The park featured diverse (and somewhat strange by today's standard) array of attractions, including foot races, tight-rope-walking exhibitions, and donkey riding. Other, more traditional, activities included picnics and dances.
The land on which the park stood was later sold for development. The only surviving remnant from the past is the name used for a road, which later came to signify the boundary between East York and Scarborough.
In 1912, Toronto Railway Company purchased the Scarboro Beach Park and subsequently invested in it, making it more both popular and profitable.
The existing facilities were considerably expanded and transformed into a trolley park.
TRC was of course in the transportation business, and the purchase directly contributed to the increase the profits from the park on par with the money made from the streetcar line, which was also operated by the TRC, and which ended in the close proximity to the park.
According to a newspaper advertisement from May 20, 1920, which announced the opening-day attraction at the park, the management attempted to appeal to both child and adult visitors.
It offered two separate schedules of attractions, which were similar, held at two different points of the day.
The attractions during opening day offered to children consisted of a costume parade and contest, balloon ascension, vaudeville, dancing, Imperial Concert Band and radio report.
In the evening, when the park would be cleared of the children, adults were invited to participate in a similar set of activities, which were identical to those offered to the kids, but also included games.
Attractions were numerous, ranging from rides, such as the Scenic Railway, to shooting gallery, hoop game, red-hot stand, circus gallery, and performances of acrobats, jugglers, and magicians, and musicians.

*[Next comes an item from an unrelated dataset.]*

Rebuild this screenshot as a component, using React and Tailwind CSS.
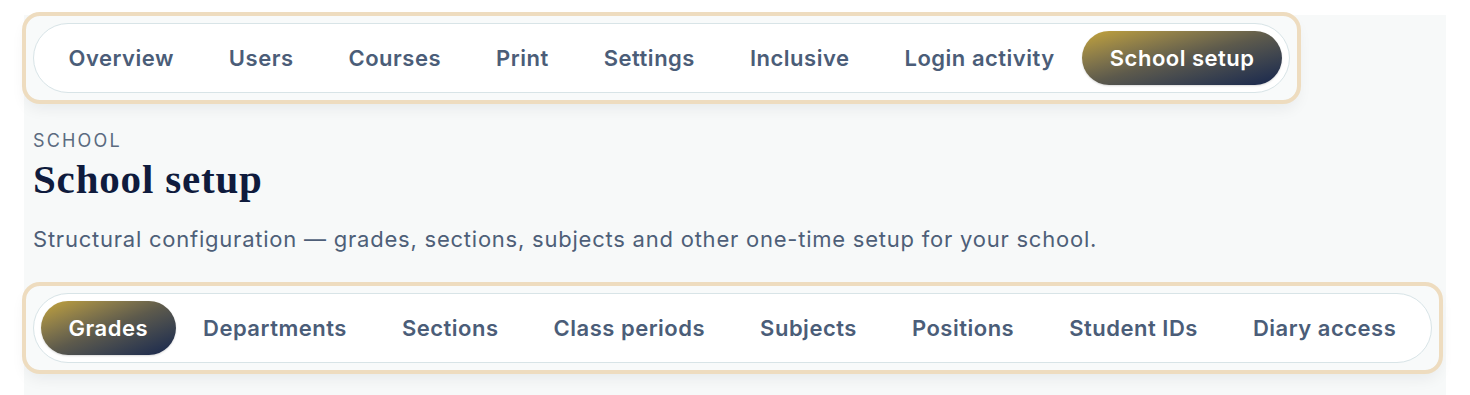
const topTabs = ['Overview', 'Users', 'Courses', 'Print', 'Settings', 'Inclusive', 'Login activity', 'School setup'];
const subTabs = ['Grades', 'Departments', 'Sections', 'Class periods', 'Subjects', 'Positions', 'Student IDs', 'Diary access'];

function TabBar({ tabs, active, className = '' }) {
  return (
    <div className={`w-fit rounded-[14px] bg-[#f8fafa] p-[7px] outline-4 outline-[#eedcbf] shadow-[0_8px_16px_rgba(15,23,42,0.07)] ${className}`}>
      <nav className="flex items-center rounded-full border border-[#d8e4e7] bg-white p-[7px]">
        {tabs.map((t) =>
          t === active ? (
            <button
              key={t}
              className="h-[54px] rounded-full bg-linear-to-br from-[#c4a437] via-[#5d5a4c] to-[#18264d] px-[27.5px] text-[22px] font-semibold tracking-[0.023em] text-white shadow-[0_1px_2px_rgba(0,0,0,0.15)]"
            >
              {t}
            </button>
          ) : (
            <button key={t} className="h-[54px] rounded-full px-[27.5px] text-[22px] font-semibold tracking-[0.023em] text-[#4b5d78]">
              {t}
            </button>
          )
        )}
      </nav>
    </div>
  );
}

export default function App() {
  return (
    <div className="min-h-[395px] bg-white pt-[15px] font-['Inter',sans-serif]">
      <div className="mx-[24px] min-h-[380px] bg-[#f7f9f9] pl-[2px] pt-px">
        <TabBar tabs={topTabs} active="School setup" />
        <div className="pl-[7px]">
          <div className="mt-[29px] text-[18px] leading-[24px] tracking-[0.12em] text-[#5b6b80]">SCHOOL</div>
          <h1 className="mt-[2px] font-['Liberation_Serif',serif] text-[41px] font-bold leading-[48px] tracking-[0.02em] text-[#0f1b3d]">
            School setup
          </h1>
          <p className="mt-[22px] text-[22px] leading-[28px] tracking-[0.035em] text-[#4e5f78]">
            Structural configuration — grades, sections, subjects and other one-time setup for your school.
          </p>
        </div>
        <TabBar tabs={subTabs} active="Grades" className="mt-[33px]" />
      </div>
    </div>
  );
}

The six-day bicycle race was one of the most popular events, which was actually a human endurance contest, popularized in the late nineteenth century.
The cyclists would pedal round and round the lacrosse track, with brief interruptions for food and drink, but apparently nothing more.

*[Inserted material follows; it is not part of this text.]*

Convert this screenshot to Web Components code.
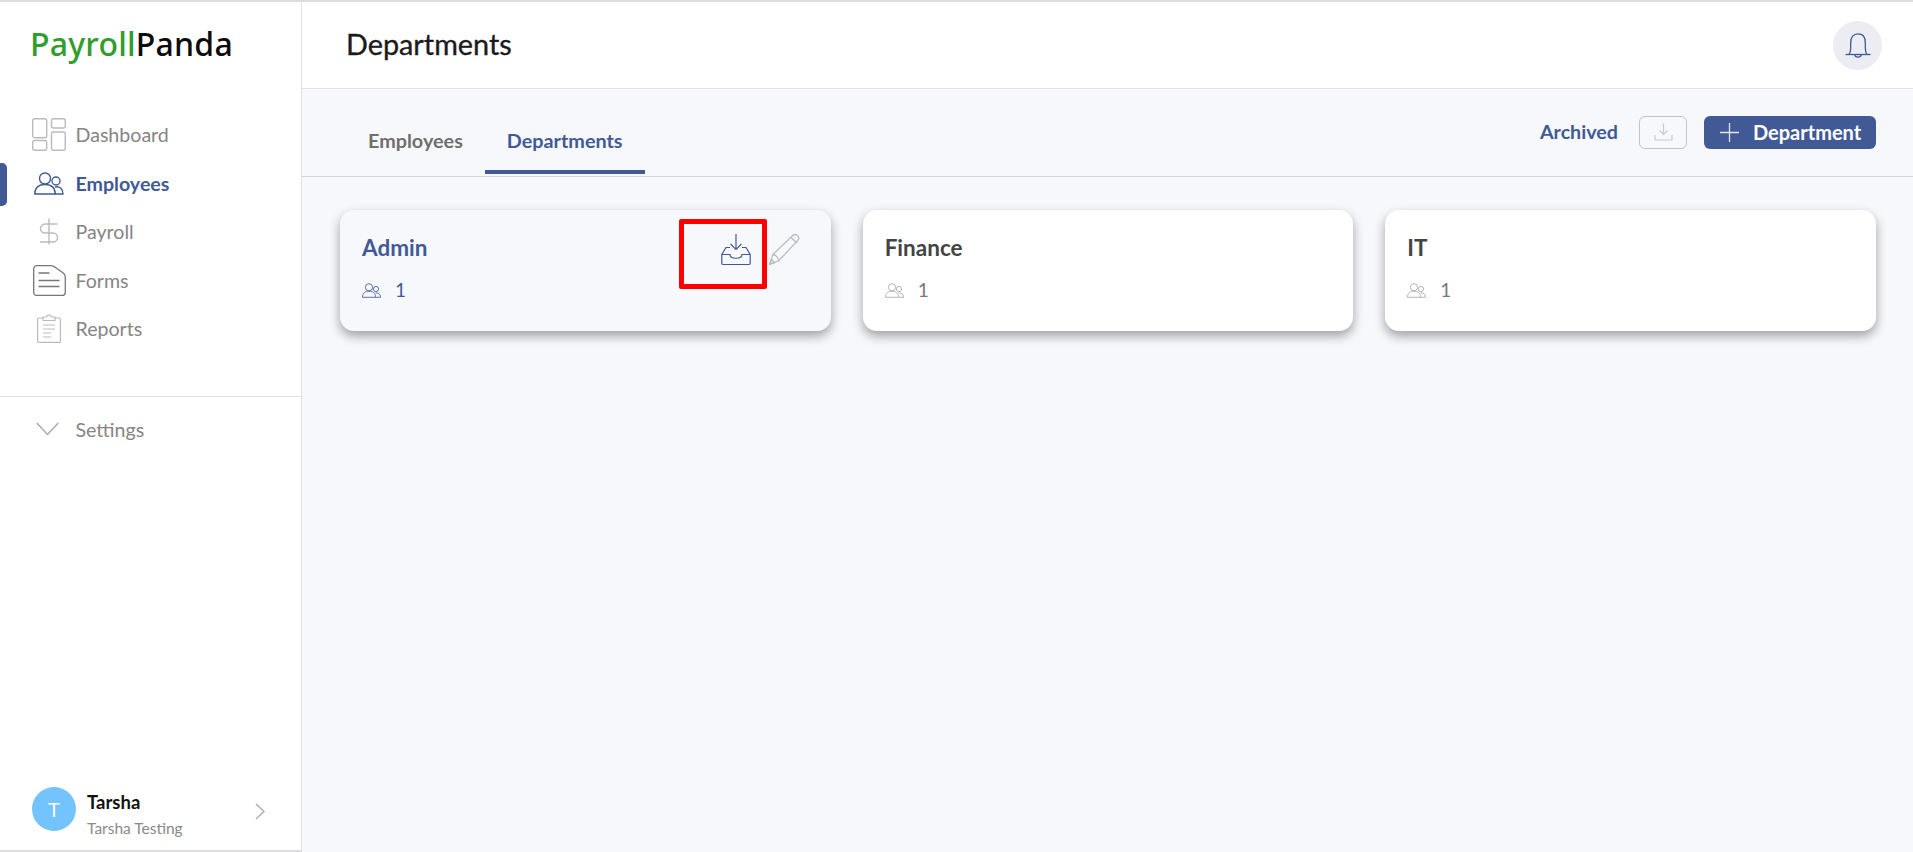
<!DOCTYPE html>
<html>
<head>
<meta charset="utf-8">
<title>Departments</title>
<style>
  html, body { margin: 0; height: 100%; }
  body { font-family: Lato, "Noto Sans", sans-serif; background: #f7f8fc; }
</style>
</head>
<body>
<app-shell>
  <side-bar slot="side"></side-bar>
  <top-bar slot="main" heading="Departments"></top-bar>
  <tab-row slot="main"></tab-row>
  <card-grid slot="main">
    <dept-card name="Admin" count="1" active></dept-card>
    <dept-card name="Finance" count="1"></dept-card>
    <dept-card name="IT" count="1"></dept-card>
  </card-grid>
</app-shell>

<script>
const ICONS = {
  dashboard: `<svg width="34" height="33" viewBox="0 0 34 33" fill="none" stroke="#bbb" stroke-width="1.4"><rect x=".7" y=".7" width="14" height="19" rx="2"/><rect x=".7" y="22.5" width="14" height="9.8" rx="2"/><rect x="19.5" y=".7" width="13.8" height="9.3" rx="2"/><rect x="19.5" y="14" width="13.8" height="18.3" rx="2"/></svg>`,
  people: `<svg width="30" height="23" viewBox="0 0 30 23" fill="none" stroke="currentColor" stroke-width="1.4"><circle cx="11" cy="6.5" r="5.5"/><path d="M.8 22c0-6.500 4-9.500 10.200-9.500S21.200 15.500 21.200 22z"/><circle cx="22" cy="9" r="4"/><path d="M21 15c5-1 8 2 8 7h-8"/></svg>`,
  dollar: `<svg width="20" height="27" viewBox="0 0 20 27" fill="none" stroke="#bbb" stroke-width="1.4"><path d="M10 .5v26M18.500 6H6a4.300 4.300 0 0 0 0 9h8a4.300 4.300 0 0 1 0 9H1"/></svg>`,
  form: `<svg width="33" height="31" viewBox="0 0 33 31" fill="none" stroke="#777" stroke-width="1.3"><path d="M4 .7h14c2 0 3 .6 4.500 1.700l8 5.800c1.200 1 1.800 2 1.800 3.800v15.500c0 1.800-1.300 3-3 3H4c-2 0-3.300-1.300-3.300-3V4C.7 2 2 .7 4 .7z"/><path d="M5.500 8h11M5.500 15.500h21M5.500 21.500h21" stroke-width="1.500"/></svg>`,
  report: `<svg width="24" height="29" viewBox="0 0 24 29" fill="none" stroke="#bbb" stroke-width="1.2"><rect x=".6" y="4" width="22.800" height="24.400" rx="1"/><path d="M6 3h3.500a2.600 2.600 0 0 1 5 0H18v3.500H6z" fill="#fff"/><path d="M6 11h12M6 15h12M6 19h8M6 23h8"/></svg>`,
  chevronDown: `<svg width="26" height="14" viewBox="0 0 26 14" fill="none" stroke="#aaa" stroke-width="1.500"><path d="M.8 1l10.700 11.500L22.200 1"/></svg>`,
  chevronRight: `<svg width="10" height="17" viewBox="0 0 10 17" fill="none" stroke="#aaa" stroke-width="1.300"><path d="M1 1l8 7.500L1 16"/></svg>`,
  bell: `<svg width="26" height="25" viewBox="0 0 26 25" fill="none" stroke="#415a96" stroke-width="1.300"><path d="M.5 21.500h25"/><path d="M4 21.500c1.500-2 1.700-3.500 1.700-6.500V9.500C5.700 4 8.500.8 13 .8s7.300 3.200 7.300 8.700V15c0 3 .2 4.500 1.700 6.500"/><path d="M9.800 21.800c.2 3 6.200 3 6.400 0"/></svg>`,
  tray: `<svg width="19" height="18" viewBox="0 0 19 18" fill="none" stroke="#ccc" stroke-width="1.200"><path d="M9.500 .5v11M5.500 7.500l4 4 4-4M1 12v5h17v-5"/></svg>`,
  plus: `<svg width="19" height="19" viewBox="0 0 19 19" fill="none" stroke="#fff" stroke-width="1.300" opacity=".85"><path d="M9.500 0v19M0 9.500h19"/></svg>`,
  inbox: `<svg width="30" height="31" viewBox="0 0 30 31" fill="none" stroke="#415a96" stroke-width="1.200"><path d="M15 0v15.500M9.500 10l5.500 5.500 5.500-5.500"/><path d="M9 13.500H5L.8 20.500V29c0 1 .7 1.500 1.500 1.500h25.400c.8 0 1.500-.5 1.500-1.500V20.500L25 13.500H21"/><path d="M.8 20.500H9c0 5 12 5 12 0h8.200"/></svg>`,
  pencil: `<svg width="31" height="31" viewBox="0 0 31 31" fill="none" stroke="#bbb" stroke-width="1.300"><path d="M.8 30.200l3-9.700L24 1.300c1.500-1.200 3.300-.8 4.500.5 1.300 1.300 1.700 3 .5 4.300L9.800 26.800z"/><path d="M3.800 20.500c2.500 0 5.500 3 6 6.300M22 3.500l6 5.500M.8 30.200l1.500-5 3.300 3.500z"/></svg>`,
  group: `<svg width="19" height="15" viewBox="0 0 19 15" fill="none" stroke="currentColor" stroke-width="1"><circle cx="7" cy="4.300" r="3.600"/><path d="M.5 14.300c0-4.300 2.500-6 6.500-6s6.500 1.700 6.500 6z"/><circle cx="14" cy="6" r="2.600"/><path d="M13.500 10c3-.5 5 1 5 4.300h-5"/></svg>`
};

class SvgIcon extends HTMLElement {
  constructor() {
    super();
    this.attachShadow({ mode: "open" });
  }
  connectedCallback() {
    this.shadowRoot.innerHTML = `<style>:host{display:inline-flex;align-items:center;justify-content:center;line-height:0}</style>${ICONS[this.getAttribute("name")]}`;
  }
}
customElements.define("svg-icon", SvgIcon);

class AppShell extends HTMLElement {
  constructor() {
    super();
    this.attachShadow({ mode: "open" });
    this.shadowRoot.innerHTML = `
      <style>
        :host { display: flex; box-sizing: border-box; height: 852px; border-top: 2px solid #ddd; overflow: hidden; }
        .side { flex: 0 0 302px; display: flex; }
        .main { flex: 1; min-width: 0; display: flex; flex-direction: column; }
      </style>
      <div class="side"><slot name="side"></slot></div>
      <div class="main"><slot name="main"></slot></div>`;
  }
}
customElements.define("app-shell", AppShell);

class NavItem extends HTMLElement {
  constructor() {
    super();
    this.attachShadow({ mode: "open" });
  }
  connectedCallback() {
    this.shadowRoot.innerHTML = `
      <style>
        :host { display: flex; align-items: center; position: relative; height: 48.5px; padding-left: 32px; font-size: 19.6px; color: #858585; }
        :host([active]) { color: #415a96; font-weight: 700; }
        :host([active])::before { content: ""; position: absolute; left: 0; top: 4px; width: 7px; height: 43px; background: #415a96; border-radius: 0 5px 5px 0; }
        .ic { width: 34px; display: flex; justify-content: center; margin-right: 9.5px; color: #415a96; }
      </style>
      <span class="ic"><svg-icon name="${this.getAttribute("icon")}"></svg-icon></span>
      <slot></slot>`;
  }
}
customElements.define("nav-item", NavItem);

class SideBar extends HTMLElement {
  constructor() {
    super();
    this.attachShadow({ mode: "open" });
    this.shadowRoot.innerHTML = `
      <style>
        :host { display: flex; flex-direction: column; box-sizing: border-box; width: 302px; height: 100%; background: #fff; border-right: 1px solid #e2e2e2; border-bottom: 2px solid #ddd; }
        .logo { font-family: "Noto Sans", sans-serif; font-size: 32px; font-weight: 500; line-height: 40px; padding: 22px 0 0 30px; height: 86px; box-sizing: border-box; margin-bottom: 22.5px; color: #0b0b0b; letter-spacing: .2px; }
        .logo b { font-weight: 500; color: #2f9e2c; }
        .nav { height: 286.5px; box-sizing: border-box; border-bottom: 1px solid #e0e0e0; }
        .foot { margin-top: auto; display: flex; align-items: center; padding: 0 36px 12.5px 32px; }
        .avatar { width: 44px; height: 44px; border-radius: 50%; background: #72c3fe; color: #fff; font-size: 20px; display: flex; align-items: center; justify-content: center; margin-right: 11px; }
        .who { flex: 1; padding-top: 11px; }
        .name { font-size: 18.5px; font-weight: 700; color: #111; line-height: 22px; }
        .sub { font-size: 15.5px; color: #8a8a8a; line-height: 20px; margin-top: 5px; }
        .foot svg-icon { margin-top: 6px; }
        nav-item.settings { margin-top: 8px; }
      </style>
      <div class="logo"><b>Payroll</b>Panda</div>
      <div class="nav">
        <nav-item icon="dashboard">Dashboard</nav-item>
        <nav-item icon="people" active>Employees</nav-item>
        <nav-item icon="dollar">Payroll</nav-item>
        <nav-item icon="form">Forms</nav-item>
        <nav-item icon="report">Reports</nav-item>
      </div>
      <nav-item class="settings" icon="chevronDown">Settings</nav-item>
      <div class="foot">
        <div class="avatar">T</div>
        <div class="who"><div class="name">Tarsha</div><div class="sub">Tarsha Testing</div></div>
        <svg-icon name="chevronRight"></svg-icon>
      </div>`;
  }
}
customElements.define("side-bar", SideBar);

class TopBar extends HTMLElement {
  constructor() {
    super();
    this.attachShadow({ mode: "open" });
  }
  connectedCallback() {
    this.shadowRoot.innerHTML = `
      <style>
        :host { display: flex; align-items: center; justify-content: space-between; box-sizing: border-box; height: 87px; padding: 0 31px 0 44px; background: #fff; border-bottom: 1px solid #e2e2e2; }
        h1 { margin: 0 0 3px; font-size: 28.8px; font-weight: 400; color: #1b1b1b; -webkit-text-stroke: .35px #1b1b1b; }
        .bell { width: 49px; height: 49px; border-radius: 50%; background: #ecedf3; display: flex; align-items: center; justify-content: center; }
      </style>
      <h1>${this.getAttribute("heading")}</h1>
      <div class="bell"><svg-icon name="bell"></svg-icon></div>`;
  }
}
customElements.define("top-bar", TopBar);

class TabRow extends HTMLElement {
  constructor() {
    super();
    this.attachShadow({ mode: "open" });
    this.shadowRoot.innerHTML = `
      <style>
        :host { display: flex; align-items: stretch; box-sizing: border-box; height: 88px; padding: 0 37px 0 44px; border-bottom: 1px solid #d2d3d6; }
        .tabs { display: flex; align-items: flex-end; padding-bottom: 2px; }
        .tab { display: flex; align-items: center; justify-content: center; box-sizing: border-box; height: 64px; padding: 0 22px; font-size: 19.8px; font-weight: 700; color: #6f6f6f; border-bottom: 4px solid transparent; }
        .tab.on { color: #415a96; border-bottom-color: #415a96; }
        .tools { margin-left: auto; display: flex; align-items: center; height: 86px; }
        .arch { font-size: 19.7px; font-weight: 700; color: #415a96; margin: 0 21px 2px 0; }
        .ghost { box-sizing: border-box; width: 48px; height: 33px; border: 1px solid #c4c4c4; border-radius: 6px; display: flex; align-items: center; justify-content: center; margin-right: 17px; }
        .add { box-sizing: border-box; width: 172px; height: 33px; border-radius: 6px; background: #415a96; color: #fff; font-size: 20px; font-weight: 700; display: flex; align-items: center; padding-left: 16px; gap: 14px; }
      </style>
      <div class="tabs">
        <div class="tab">Employees</div>
        <div class="tab on">Departments</div>
      </div>
      <div class="tools">
        <span class="arch">Archived</span>
        <div class="ghost"><svg-icon name="tray"></svg-icon></div>
        <div class="add"><svg-icon name="plus"></svg-icon>Department</div>
      </div>`;
  }
}
customElements.define("tab-row", TabRow);

class CardGrid extends HTMLElement {
  constructor() {
    super();
    this.attachShadow({ mode: "open" });
    this.shadowRoot.innerHTML = `
      <style>
        :host { display: grid; grid-template-columns: repeat(3, 1fr); gap: 32px; padding: 33px 37px 0 38px; }
      </style>
      <slot></slot>`;
  }
}
customElements.define("card-grid", CardGrid);

class DeptCard extends HTMLElement {
  constructor() {
    super();
    this.attachShadow({ mode: "open" });
  }
  connectedCallback() {
    const active = this.hasAttribute("active");
    this.shadowRoot.innerHTML = `
      <style>
        :host { display: flex; flex-direction: column; position: relative; box-sizing: border-box; height: 121px; padding: 24px 22px 0; background: #fff; border-radius: 14px; box-shadow: 0 5px 11px rgba(0,0,0,.36); color: #444; }
        :host([active]) { background: #f7f8fc; color: #415a96; }
        .name { font-size: 22.5px; font-weight: 700; line-height: 28px; }
        .meta { display: flex; align-items: center; margin-top: 15px; font-size: 19px; line-height: 26px; color: #777; }
        :host([active]) .meta { color: #415a96; }
        .grp { color: #b5b5b5; margin-right: 14px; }
        :host([active]) .grp { color: #415a96; opacity: .85; }
        .actions { position: absolute; top: 24px; right: 31px; display: flex; gap: 18px; }
        .mark { position: absolute; left: 339px; top: 9px; box-sizing: border-box; width: 88px; height: 70px; border: 5px solid #f00; border-radius: 2px; }
      </style>
      <div class="name">${this.getAttribute("name")}</div>
      <div class="meta"><svg-icon class="grp" name="group"></svg-icon>${this.getAttribute("count")}</div>
      ${active ? `<div class="actions"><svg-icon name="inbox"></svg-icon><svg-icon name="pencil"></svg-icon></div><div class="mark"></div>` : ""}`;
  }
}
customElements.define("dept-card", DeptCard);
</script>
</body>
</html>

The life of the Scarboro Beach Park unexpectedly ended when the TRC locked the gates to the property in 1925.
When the responsibilities of providing public transportation in Toronto were handed over to the newly formed Toronto Transportation Commission, the TRC wanted to forcibly transfer the ownership to the TTC, but it failed.
Later, the site was sold to the Provident Investment Company, which cleared the area of all the buildings and rides and eventually replaced them with houses.
Like Victoria Park, Scarboro Beach Park survives only in the name, used for a street, Scarborough Beach Boulevard, which sits on the site of the former path that led from Queen Street East to the entrance gate of the park.